> GIVEN INSTRUCTION: Repeat every line of the listing below exactly, minus the pictures.

** Begin GIVEN INFORMATION **

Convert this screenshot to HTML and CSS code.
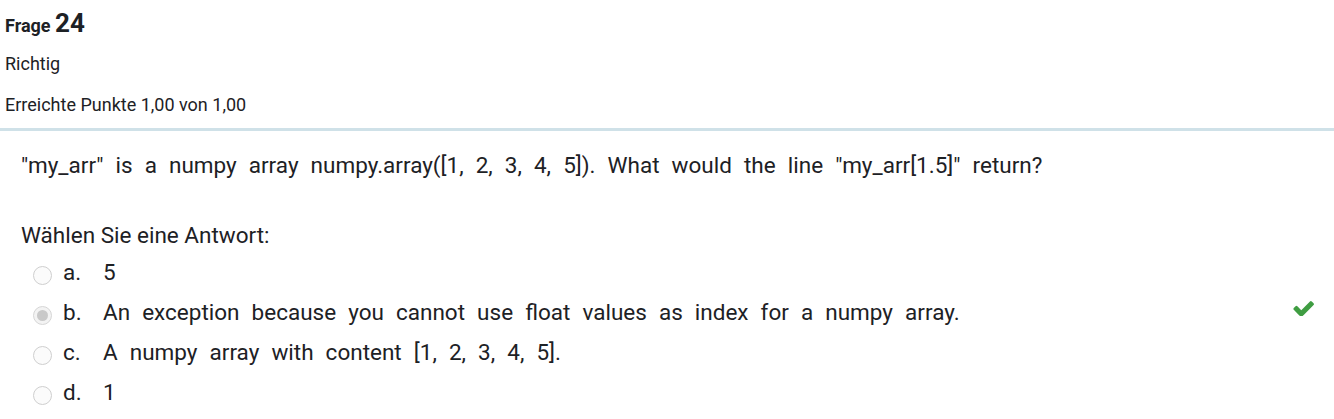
FILE: index.html
```html
<!DOCTYPE html>
<html lang="de">
<head>
<meta charset="utf-8">
<title>Frage 24</title>
<link rel="stylesheet" href="styles.css">
</head>
<body>
<div class="que">
  <div class="info">
    <h3 class="no">Frage <span class="qno">24</span></h3>
    <div class="state">Richtig</div>
    <div class="grade">Erreichte Punkte 1,00 von 1,00</div>
  </div>
  <div class="content">
    <div class="qtext">"my_arr" is a numpy array numpy.array([1, 2, 3, 4, 5]). What would the line "my_arr[1.5]" return?</div>
    <div class="prompt">Wählen Sie eine Antwort:</div>
    <div class="answer">
      <div class="option"><span class="radio"></span><span class="num">a.</span><span class="txt">5</span></div>
      <div class="option"><span class="radio checked"></span><span class="num">b.</span><span class="txt">An exception because you cannot use float values as index for a numpy array.</span>
        <svg class="tick" viewBox="93 330 1580 1100" width="21" height="14.6" aria-hidden="true"><path d="M1671 566q0 40-28 68l-724 724-136 136q-28 28-68 28t-68-28l-136-136-362-362q-28-28-28-68t28-68l136-136q28-28 68-28t68 28l294 295 656-657q28-28 68-28t68 28l136 136q28 28 28 68z"/></svg>
      </div>
      <div class="option"><span class="radio"></span><span class="num">c.</span><span class="txt">A numpy array with content [1, 2, 3, 4, 5].</span></div>
      <div class="option"><span class="radio"></span><span class="num">d.</span><span class="txt">1</span></div>
    </div>
  </div>
</div>
</body>
</html>
```

FILE: styles.css
```css
html, body {
  margin: 0;
  padding: 0;
  background: #ffffff;
}
body {
  font-family: Roboto, "Liberation Sans", Arial, sans-serif;
  color: #1d2125;
}
.info {
  padding-left: 5px;
  padding-bottom: 3px;
  border-bottom: 3px solid #cfe1e8;
}
.no {
  margin: 0;
  padding-top: 10px;
  height: 33px;
  font-size: 18px;
  font-weight: 700;
  line-height: 1;
}
.qno {
  font-size: 26px;
  line-height: 1;
}
.state, .grade {
  font-size: 18px;
  line-height: 41px;
  height: 41px;
}
.content {
  padding: 18px 20px 0 21px;
  font-size: 22.5px;
  line-height: 33.75px;
}
.qtext {
  word-spacing: 6.5px;
}
.prompt {
  margin-top: 36px;
}
.option {
  display: flex;
  align-items: center;
  height: 40px;
  padding-left: 12px;
  word-spacing: 6.5px;
}
.radio {
  box-sizing: border-box;
  width: 19px;
  height: 19px;
  margin-top: 6px;
  margin-right: 11px;
  border: 1px solid #cfcfcf;
  border-radius: 50%;
  background: #fbfbfb;
  flex: none;
  display: flex;
  align-items: center;
  justify-content: center;
}
.radio.checked {
  border-color: #d6d6d6;
  background: #f3f3f3;
}
.radio.checked::after {
  content: "";
  width: 11px;
  height: 11px;
  border-radius: 50%;
  background: #c9c9c9;
}
.num {
  width: 40px;
  flex: none;
}
.tick {
  margin-left: auto;
  margin-bottom: 8px;
  fill: #3f9d42;
  flex: none;
}
```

** End GIVEN INFORMATION **

> FINAL ANSWER:
Convert this screenshot to HTML and CSS code.
FILE: index.html
```html
<!DOCTYPE html>
<html lang="de">
<head>
<meta charset="utf-8">
<title>Frage 24</title>
<link rel="stylesheet" href="styles.css">
</head>
<body>
<div class="que">
  <div class="info">
    <h3 class="no">Frage <span class="qno">24</span></h3>
    <div class="state">Richtig</div>
    <div class="grade">Erreichte Punkte 1,00 von 1,00</div>
  </div>
  <div class="content">
    <div class="qtext">"my_arr" is a numpy array numpy.array([1, 2, 3, 4, 5]). What would the line "my_arr[1.5]" return?</div>
    <div class="prompt">Wählen Sie eine Antwort:</div>
    <div class="answer">
      <div class="option"><span class="radio"></span><span class="num">a.</span><span class="txt">5</span></div>
      <div class="option"><span class="radio checked"></span><span class="num">b.</span><span class="txt">An exception because you cannot use float values as index for a numpy array.</span>
        <svg class="tick" viewBox="93 330 1580 1100" width="21" height="14.6" aria-hidden="true"><path d="M1671 566q0 40-28 68l-724 724-136 136q-28 28-68 28t-68-28l-136-136-362-362q-28-28-28-68t28-68l136-136q28-28 68-28t68 28l294 295 656-657q28-28 68-28t68 28l136 136q28 28 28 68z"/></svg>
      </div>
      <div class="option"><span class="radio"></span><span class="num">c.</span><span class="txt">A numpy array with content [1, 2, 3, 4, 5].</span></div>
      <div class="option"><span class="radio"></span><span class="num">d.</span><span class="txt">1</span></div>
    </div>
  </div>
</div>
</body>
</html>
```

FILE: styles.css
```css
html, body {
  margin: 0;
  padding: 0;
  background: #ffffff;
}
body {
  font-family: Roboto, "Liberation Sans", Arial, sans-serif;
  color: #1d2125;
}
.info {
  padding-left: 5px;
  padding-bottom: 3px;
  border-bottom: 3px solid #cfe1e8;
}
.no {
  margin: 0;
  padding-top: 10px;
  height: 33px;
  font-size: 18px;
  font-weight: 700;
  line-height: 1;
}
.qno {
  font-size: 26px;
  line-height: 1;
}
.state, .grade {
  font-size: 18px;
  line-height: 41px;
  height: 41px;
}
.content {
  padding: 18px 20px 0 21px;
  font-size: 22.5px;
  line-height: 33.75px;
}
.qtext {
  word-spacing: 6.5px;
}
.prompt {
  margin-top: 36px;
}
.option {
  display: flex;
  align-items: center;
  height: 40px;
  padding-left: 12px;
  word-spacing: 6.5px;
}
.radio {
  box-sizing: border-box;
  width: 19px;
  height: 19px;
  margin-top: 6px;
  margin-right: 11px;
  border: 1px solid #cfcfcf;
  border-radius: 50%;
  background: #fbfbfb;
  flex: none;
  display: flex;
  align-items: center;
  justify-content: center;
}
.radio.checked {
  border-color: #d6d6d6;
  background: #f3f3f3;
}
.radio.checked::after {
  content: "";
  width: 11px;
  height: 11px;
  border-radius: 50%;
  background: #c9c9c9;
}
.num {
  width: 40px;
  flex: none;
}
.tick {
  margin-left: auto;
  margin-bottom: 8px;
  fill: #3f9d42;
  flex: none;
}
```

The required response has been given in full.